Sanditon Summer: Rebecca Baldwin

A Sanditon Quadrille, Rebecca Baldwin’s Regency romance, isn’t really a continuation of Jane Austen’s Sanditon; truth be told, it’s barely even an homage. But this is summertime -- Sanditon Summer on my blog -- and A Sanditon Quadrille is nothing if not a beach book.


“Rebecca Baldwin” is a pseudonym of Helen Chappell (b. 1947), an American writer who has penned dozens of books in several genres – domestic novels, romances, mysteries, ghost stories, non-fiction – including some under her own name and some as “Caroline Brooks.” “She reads tarot cards, Raymond Chandler, Eudora Welty, and, of course, Jane Austen,” declares the author’s note appended to A Sanditon Quadrille.
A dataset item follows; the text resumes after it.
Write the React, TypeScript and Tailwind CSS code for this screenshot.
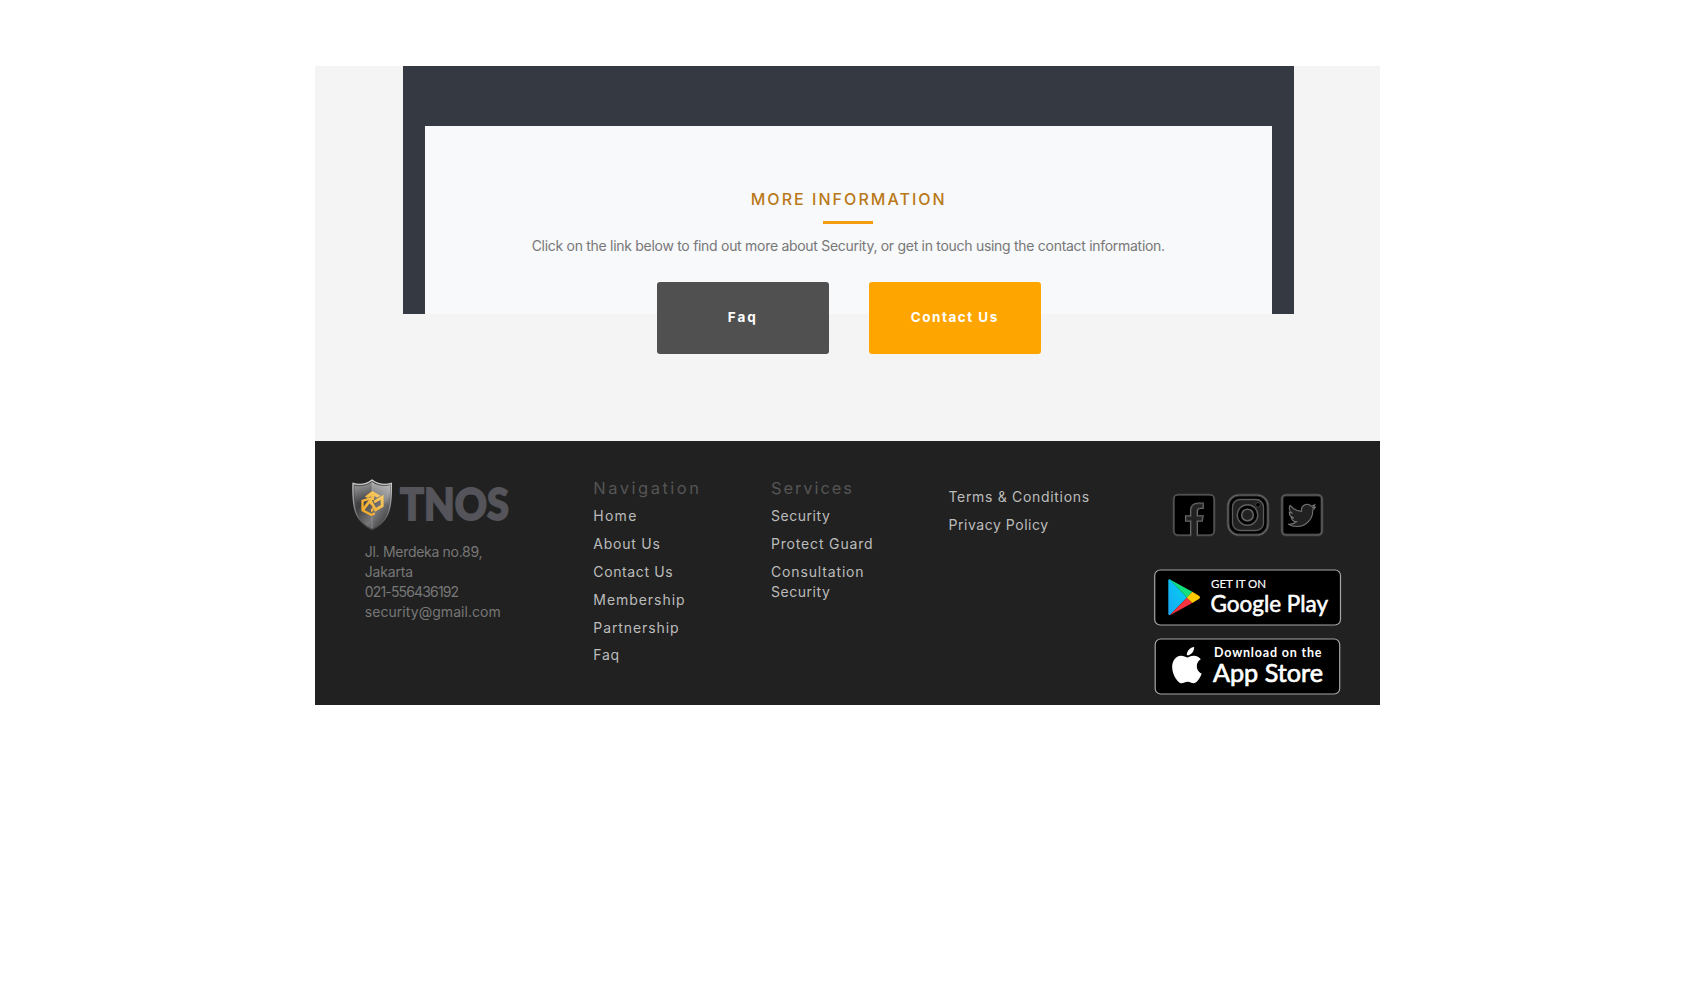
import type { ReactNode } from "react";

type Item = { label: string; tracking: string };

const navigation: Item[] = [
  { label: "Home", tracking: "tracking-[1.26px]" },
  { label: "About Us", tracking: "tracking-[0.75px]" },
  { label: "Contact Us", tracking: "tracking-[0.63px]" },
  { label: "Membership", tracking: "tracking-[0.95px]" },
  { label: "Partnership", tracking: "tracking-[0.9px]" },
  { label: "Faq", tracking: "tracking-[0.7px]" },
];

const services: Item[] = [
  { label: "Security", tracking: "tracking-[0.54px]" },
  { label: "Protect Guard", tracking: "tracking-[0.83px]" },
  { label: "Consultation", tracking: "tracking-[0.85px]" },
];

const legal: Item[] = [
  { label: "Terms & Conditions", tracking: "tracking-[0.68px]" },
  { label: "Privacy Policy", tracking: "tracking-[0.54px]" },
];

function Links({ items, children }: { items: Item[]; children?: ReactNode }) {
  return (
    <ul className="flex flex-col gap-[7.9px] text-[14px] leading-5 text-[#bcbcbc]">
      {items.map((item, i) => (
        <li key={item.label} className={item.tracking}>
          {item.label}
          {i === items.length - 1 && children}
        </li>
      ))}
    </ul>
  );
}

function Column({ title, children, className }: { title: string; children: ReactNode; className: string }) {
  return (
    <div className={className}>
      <h3 className="mb-[6px] text-[16.5px] leading-6 text-[#555]">{title}</h3>
      {children}
    </div>
  );
}

function Shield() {
  return (
    <svg className="h-[52px] w-[41px] shrink-0" viewBox="0 0 41 52">
      <defs>
        <linearGradient id="steel" x1="0" y1="0" x2="1" y2="0.9">
          <stop offset="0" stopColor="#6a6a6c" />
          <stop offset="0.35" stopColor="#3e3e40" />
          <stop offset="0.65" stopColor="#77777a" />
          <stop offset="1" stopColor="#2c2c2e" />
        </linearGradient>
        <linearGradient id="rim" x1="0" y1="0" x2="0" y2="1">
          <stop offset="0" stopColor="#d4d4d4" />
          <stop offset="0.55" stopColor="#8c8c8e" />
          <stop offset="1" stopColor="#3a3a3a" />
        </linearGradient>
        <linearGradient id="shine" x1="0" y1="0" x2="0" y2="1">
          <stop offset="0" stopColor="#fff" stopOpacity="0.6" />
          <stop offset="1" stopColor="#fff" stopOpacity="0" />
        </linearGradient>
        <linearGradient id="gold" x1="0" y1="40" x2="35" y2="10" gradientUnits="userSpaceOnUse">
          <stop offset="0.2" stopColor="#f2a51e" />
          <stop offset="1" stopColor="#f8d477" />
        </linearGradient>
      </defs>
      <path
        d="M20 1C15 5 8 6.500 1 4.400C.6 17 .8 27 4.800 36C8 43 14 47.500 20 51C26.500 47.500 32 43 35.300 36C39.500 27 39.700 17 39.300 4.400C32.500 6.500 25.500 5 20 1Z"
        fill="url(#steel)"
        stroke="url(#rim)"
        strokeWidth="1.3"
      />
      <path d="M20 3C25.500 7 31.500 8 38 6.200C38.100 13 38 20 36.500 27L20 18Z" fill="url(#shine)" />
      <path d="M2.500 7C8.500 8 14.500 7 20 3V18L3.500 24C2.500 18 2.500 12 2.500 7Z" fill="url(#shine)" opacity="0.65" />
      <path d="M20 2V12M20 38V49" stroke="#bbb" strokeWidth="0.7" opacity="0.6" />
      <g fill="none" stroke="url(#gold)" strokeWidth="2.800">
        <path d="M22.800 34.300L19.500 36L10.500 31.200V21.800L19 19.200V25.500" strokeWidth="2.300" />
        <path d="M11 30.800L18.300 21.200L23.500 30.800L30.200 27V18.200L22 23" />
      </g>
      <path d="M12.800 17.400L20.300 12L28.500 16.800L25 18.600L22.200 17.100V21H19.200V17.300L15.800 19.100Z" fill="url(#gold)" />
      <path d="M19 30L21.300 28.400V32L19 33Z" fill="url(#gold)" />
    </svg>
  );
}

function Logo() {
  return (
    <div className="ml-[37px] flex items-start">
      <Shield />
      <svg className="ml-[5.500px] h-[52px] w-[116px] overflow-visible" viewBox="0 0 116 52">
        <text
          x="1"
          y="41"
          fill="#54545a"
          stroke="#54545a"
          strokeWidth="1.800"
          fontFamily="Lato, sans-serif"
          fontWeight="900"
          fontSize="43"
          textLength="109"
          lengthAdjust="spacingAndGlyphs"
        >
          TNOS
        </text>
      </svg>
    </div>
  );
}

const tile = "h-[44px] w-[44px]";

function Facebook() {
  const d =
    "M18.500 42H6A4 4 0 0 1 2 38V6A4 4 0 0 1 6 2H38A4 4 0 0 1 42 6V38A4 4 0 0 1 38 42H25.500V28.300H30.300L31.300 22.700H25.500V18.500C25.500 16.500 26.500 15.500 28.500 15.500H31.300V10H26.500C21.500 10 18.500 13 18.500 17.800V22.700H13.500V28.300H18.500Z";
  return (
    <svg className={tile} viewBox="0 0 44 44">
      <path d={d} fill="#000" stroke="#363636" strokeWidth="3" />
      <path d={d} fill="#000" stroke="#686868" strokeWidth="1.100" />
    </svg>
  );
}

function Instagram() {
  return (
    <svg className={tile} viewBox="0 0 44 44" fill="none">
      <rect x="2" y="2" width="40" height="40" rx="11" fill="#000" stroke="#363636" strokeWidth="3" />
      <rect x="2" y="2" width="40" height="40" rx="11" stroke="#686868" strokeWidth="1.100" />
      <rect x="6.500" y="6.500" width="31" height="31" rx="7.500" fill="#212121" stroke="#5c5c5c" strokeWidth="1.300" />
      <circle cx="21.500" cy="22" r="10.300" fill="#000" stroke="#5e5e5e" strokeWidth="1.400" />
      <circle cx="21.500" cy="22" r="5.800" fill="#212121" stroke="#666" strokeWidth="1.500" />
      <circle cx="32" cy="11.800" r="2.400" fill="#000" stroke="#4a4a4a" strokeWidth="0.800" />
    </svg>
  );
}

function Twitter() {
  return (
    <svg className={tile} viewBox="0 0 44 44">
      <rect x="2" y="2" width="40" height="40" rx="4" fill="#000" stroke="#363636" strokeWidth="3" />
      <rect x="2" y="2" width="40" height="40" rx="4" fill="none" stroke="#686868" strokeWidth="1.100" />
      <path
        transform="translate(8.200 8.800) scale(1.140)"
        d="M23.950 4.570a10 10 0 0 1-2.820.770 4.960 4.960 0 0 0 2.160-2.720c-.950.550-2 .950-3.130 1.180a4.920 4.920 0 0 0-8.380 4.480C7.690 8.100 4.070 6.130 1.640 3.160a4.820 4.820 0 0 0-.670 2.480c0 1.710.870 3.210 2.190 4.100a4.900 4.900 0 0 1-2.230-.620v.060a4.920 4.920 0 0 0 3.950 4.830 5 5 0 0 1-2.210.080 4.940 4.940 0 0 0 4.600 3.420A9.870 9.870 0 0 1 0 19.540a14 14 0 0 0 7.550 2.210c9.050 0 14-7.500 14-13.980 0-.210 0-.420-.020-.630a9.940 9.940 0 0 0 2.460-2.550z"
        fill="#212121"
        stroke="#777"
        strokeWidth="0.900"
      />
    </svg>
  );
}

function GooglePlay() {
  return (
    <svg className="h-[57px] w-[188px]" viewBox="0 0 188 57">
      <rect x="0.700" y="1" width="185.800" height="55" rx="5.500" fill="#000" stroke="#a6a6a6" strokeWidth="1.200" />
      <defs>
        <linearGradient id="blue" x1="1" y1="0" x2="0" y2="1">
          <stop offset="0" stopColor="#00d8f0" />
          <stop offset="1" stopColor="#1aa5f5" />
        </linearGradient>
      </defs>
      <path d="M14.300 11.500Q14.300 9.800 16 10.500L33 28.500L16 46Q14.300 46.500 14.300 44.800Z" fill="url(#blue)" />
      <path d="M15.500 10.300L38.300 22.800L33 28.500Z" fill="#12e07c" />
      <path d="M15.500 46.400L38.300 34L33 28.500Z" fill="#f5333f" />
      <path d="M38.300 22.800L45.300 27Q46.800 28.300 45.300 29.800L38.300 34L32.800 28.500Z" fill="#ffc900" />
      <g fill="#fff" fontFamily="Lato, sans-serif">
        <text x="57" y="18.700" fontSize="11.500" fontWeight="400" stroke="#fff" strokeWidth="0.150" textLength="55" lengthAdjust="spacingAndGlyphs">
          GET IT ON
        </text>
        <text x="56.500" y="43" fontSize="24" fontWeight="400" stroke="#fff" strokeWidth="0.600" textLength="117.500" lengthAdjust="spacingAndGlyphs">
          Google Play
        </text>
      </g>
    </svg>
  );
}

function AppStore() {
  return (
    <svg className="h-[57px] w-[188px]" viewBox="0 0 188 57">
      <rect x="1.200" y="1" width="184.500" height="55" rx="5.500" fill="#000" stroke="#a6a6a6" strokeWidth="1.200" />
      <path
        transform="translate(14.800 9) scale(1.510)"
        fill="#fff"
        d="M12.152 6.896c-.948 0-2.415-1.078-3.960-1.040-2.040.027-3.910 1.183-4.961 3.014-2.117 3.675-.546 9.103 1.519 12.090 1.013 1.454 2.208 3.090 3.792 3.039 1.520-.065 2.090-.987 3.935-.987 1.831 0 2.350.987 3.960.948 1.637-.026 2.676-1.480 3.676-2.948 1.156-1.688 1.636-3.325 1.662-3.415-.039-.013-3.182-1.221-3.220-4.857-.026-3.040 2.480-4.494 2.597-4.559-1.429-2.090-3.623-2.324-4.390-2.376-2-.156-3.675 1.090-4.610 1.090zM15.530 3.830c.843-1.012 1.400-2.427 1.245-3.830-1.207.052-2.662.805-3.532 1.818-.780.896-1.454 2.338-1.273 3.714 1.338.104 2.715-.688 3.559-1.701"
      />
      <g fill="#fff" fontFamily="Lato, sans-serif">
        <text x="60" y="19" fontSize="12.500" fontWeight="700" textLength="107.500" lengthAdjust="spacing">
          Download on the
        </text>
        <text x="59" y="44" fontSize="25" fontWeight="400" stroke="#fff" strokeWidth="0.700" textLength="110" lengthAdjust="spacingAndGlyphs">
          App Store
        </text>
      </g>
    </svg>
  );
}

const button =
  "flex h-[72px] w-[172px] items-center justify-center rounded-[3px] pb-px text-[13.500px] leading-5 font-bold text-white";

export default function App() {
  return (
    <div className="h-[1000px] w-full overflow-hidden bg-white pt-[66px] pl-[315px] font-['Inter',sans-serif]">
      <div className="w-[1065px]">
        <main className="h-[375px] bg-[#f4f4f4] pl-[88px]">
          <section className="h-[248px] w-[890.500px] bg-[#353942] px-[22px] pt-[60px]">
            <div className="flex h-[188px] flex-col items-center bg-[#f8f9fb] pt-[61px]">
              <h2 className="pl-px text-[16px] leading-6 font-medium tracking-[2.040px] whitespace-nowrap text-[#b9791a]">
                MORE INFORMATION
              </h2>
              <div className="mt-[10px] h-[3px] w-[50px] shrink-0 bg-[#f39c12]" />
              <p className="mt-[11.500px] text-[14px] leading-5 tracking-[-0.290px] whitespace-nowrap text-[#777]">
                Click on the link below to find out more about Security, or get in touch using the contact information.
              </p>
              <div className="mt-[26px] flex shrink-0 gap-10 pl-px">
                <button className={`${button} bg-[#505050] tracking-[1.980px]`}>Faq</button>
                <button className={`${button} bg-[#ffa500] tracking-[1.500px]`}>Contact Us</button>
              </div>
            </div>
          </section>
        </main>

        <footer className="flex h-[264px] bg-[#212121]">
          <div className="w-[278.300px] pt-[37.500px]">
            <Logo />
            <address className="mt-[11.500px] ml-[49.800px] text-[14px] leading-5 text-[#777] not-italic">
              <p className="tracking-[-0.300px]">Jl. Merdeka no.89,</p>
              <p className="tracking-[-0.180px]">Jakarta</p>
              <p className="tracking-[-0.850px]">021-556436192</p>
              <p className="tracking-[0.050px]">security@gmail.com</p>
            </address>
          </div>
          <Column title="Navigation" className="w-[177.700px] pt-[35px] [&>h3]:tracking-[2.500px]">
            <Links items={navigation} />
          </Column>
          <Column title="Services" className="w-[177.500px] pt-[35px] pr-[60px] [&>h3]:tracking-[1.900px]">
            <Links items={services}>
              <span className="block tracking-[0.540px]">Security</span>
            </Links>
          </Column>
          <div className="w-[206px] pt-[46px]">
            <Links items={legal} />
          </div>
          <div className="flex flex-col pt-[52px]">
            <div className="ml-[17.500px] flex gap-[10px]">
              <Facebook />
              <Instagram />
              <Twitter />
            </div>
            <div className="mt-[32px] flex flex-col gap-[11.500px]">
              <GooglePlay />
              <AppStore />
            </div>
          </div>
        </footer>
      </div>
    </div>
  );
}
The book is a workmanlike example of the Regency romance, this time set in Austen’s fictional Sanditon, “as much in tribute to the power of that lady’s genius of observation as for the irresistible lure of a Regency resort as the natural setting for romantic tangling and untangling,” Chappell/Baldwin informs us.


Although two Austen characters -- Lady Denham and her niece, Esther Denham – contribute brief cameo appearances, they play no role in the plot, which in turn owes nothing to Austen’s original. The story centers on the romantic dilemma of a pair of cousins: spirited, athletic Miranda, who, against her father’s wishes, is engaged to dreamy, bookish Charles; and timid, bookish Emily, who, against her own wishes, is engaged to arrogant, athletic Lord Marle.


All four end up in Sanditon, where – in between drinking tea, attending balls, donning a series of meticulously described outfits, and coping with drama in the form of a riding accident and a close encounter with soldiers enforcing the anti-smuggling laws – the couples unravel and recombine in ways that will come as a surprise to no one over the age of ten.


But no matter: though its characters are cliched and its plot predictable, A Sanditon Quadrille is swift and entertaining. Chappell/Baldwin writes clear, painless prose; as long as you’re not expecting Jane Austen, you can curl up on your beach towel with A Sanditon Quadrille and pass a peaceful afternoon in the sun.



Rebecca Baldwin. A Sanditon Quadrille. New York: Fawcett Coventry Books, 1981.